I would say I would agree with that :thumb: .
 
Rabbits definitely have memory - I think she remembered him and was looking for him, aided by his scent.
His scent was not in any of the rooms my rabbit went into. He never went into any of those rooms. My rabbits have their own room, access to the entire house, but only hang out in the 1st floor rooms at the front of the house. Its a very old house old fashioned with many many tiny rooms and they just don't go into any of them-LaRue was looking everywhere for her partner, it was completely out of character.
There is a lot of association with imagination to memory in my experience;)
 
IMO most mammals (including us) have similar 'feelings' and emotions.

It's just our perception of the world that differs.

I read a book recently written by someone who inspects slaughter houses.
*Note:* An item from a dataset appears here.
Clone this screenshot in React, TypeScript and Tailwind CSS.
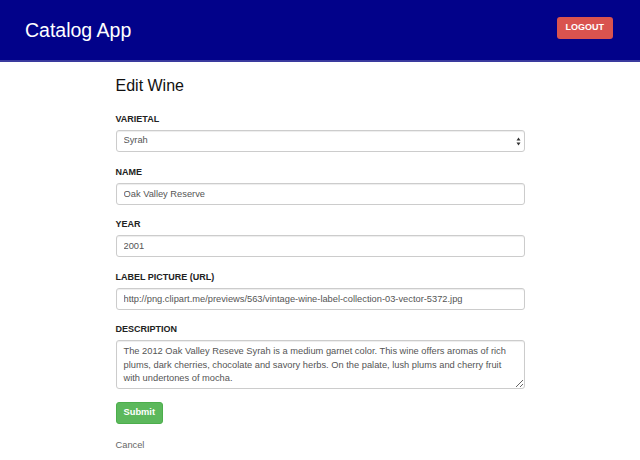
import { useState } from "react";

const labelCls = "block text-[9px] font-bold uppercase text-[#222] mb-[5px] leading-[11px]";
const inputCls =
  "block w-full h-[22px] rounded-[3px] border border-[#cccccc] bg-white px-[7px] text-[9.3px] text-[#555] shadow-[inset_0_1px_1px_rgba(0,0,0,0.075)] outline-none";

export default function App() {
  const [wine, setWine] = useState({
    varietal: "Syrah",
    name: "Oak Valley Reserve",
    year: "2001",
    picture: "http://png.clipart.me/previews/563/vintage-wine-label-collection-03-vector-5372.jpg",
    description:
      "The 2012 Oak Valley Reseve Syrah is a medium garnet color. This wine offers aromas of rich plums, dark cherries, chocolate and savory herbs. On the palate, lush plums and cherry fruit with undertones of mocha.",
  });

  return (
    <div className="min-h-[460px] bg-white font-['Liberation_Sans',Arial,sans-serif]">
      {/* nav bar */}
      <header className="h-[62px] bg-[#02028a] border-b-2 border-[#3a3a9e] flex items-center justify-between pl-[25px] pr-[27px]">
        <span className="text-white text-[19.5px] leading-none mt-[1px]">Catalog App</span>
        <button className="h-[22px] px-[9px] rounded-[3px] bg-[#d9534f] text-white text-[9px] font-bold -mt-[4px]">
          LOGOUT
        </button>
      </header>

      <form className="w-[409px] mx-auto pt-[14px]" onSubmit={(e) => e.preventDefault()}>
        <h3 className="text-[16px] text-[#111] leading-[20px] mb-[18px]">Edit Wine</h3>

        <div className="mb-[14.5px]">
          <label className={labelCls}>Varietal</label>
          <div className="relative">
            <select
              value={wine.varietal}
              onChange={(e) => setWine((p) => ({ ...p, varietal: e.target.value }))}
              className={inputCls + " appearance-none pr-5"}
            >
              <option>Syrah</option>
              <option>Merlot</option>
              <option>Cabernet Sauvignon</option>
            </select>
            <svg className="absolute right-[4px] top-[7px] pointer-events-none" width="5" height="9" viewBox="0 0 5 9">
              <path d="M2.5 0.5L4.5 3.5H0.5Z M2.5 8.5L4.5 5.5H0.5Z" fill="#333" />
            </svg>
          </div>
        </div>

        <div className="mb-[14.5px]">
          <label className={labelCls}>Name</label>
          <input
            type="text"
            value={wine.name}
            onChange={(e) => setWine((p) => ({ ...p, name: e.target.value }))}
            className={inputCls}
          />
        </div>

        <div className="mb-[14.5px]">
          <label className={labelCls}>Year</label>
          <input
            type="text"
            value={wine.year}
            onChange={(e) => setWine((p) => ({ ...p, year: e.target.value }))}
            className={inputCls}
          />
        </div>

        <div className="mb-[14.5px]">
          <label className={labelCls}>Label Picture (URL)</label>
          <input
            type="text"
            value={wine.picture}
            onChange={(e) => setWine((p) => ({ ...p, picture: e.target.value }))}
            className={inputCls}
          />
        </div>

        <div className="mb-[13px]">
          <label className={labelCls}>Description</label>
          <textarea
            rows={3}
            value={wine.description}
            onChange={(e) => setWine((p) => ({ ...p, description: e.target.value }))}
            className="block w-full h-[49px] rounded-[3px] border border-[#cccccc] bg-white px-[7px] py-[4px] text-[9.3px] leading-[13.5px] text-[#555] shadow-[inset_0_1px_1px_rgba(0,0,0,0.075)] outline-none"
          />
        </div>

        <button
          type="submit"
          className="block h-[22px] px-[7px] rounded-[3px] bg-[#5cb85c] border border-[#4cae4c] text-white text-[9.3px] font-bold"
        >
          Submit
        </button>

        <div className="mt-[13px] leading-[11px]">
          <a href="#" className="text-[9.3px] text-[#666]">Cancel</a>
        </div>
      </form>
    </div>
  );
}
This person learnt so much about the world perception of cows and other herd animals just by observing them day after day. (I can't remember what it was called, but it was really interesting).

Amy
 
Well my take is, last night I was in the bath. I noticed a daddy long legs flying round and round so I thought I would leave him til I got out the bath. Anyway I felt a tickle on my leg and submerged my knee into the water and the daddy long legs was on my knee and I drowned him :cry: I felt so sad it was unreal.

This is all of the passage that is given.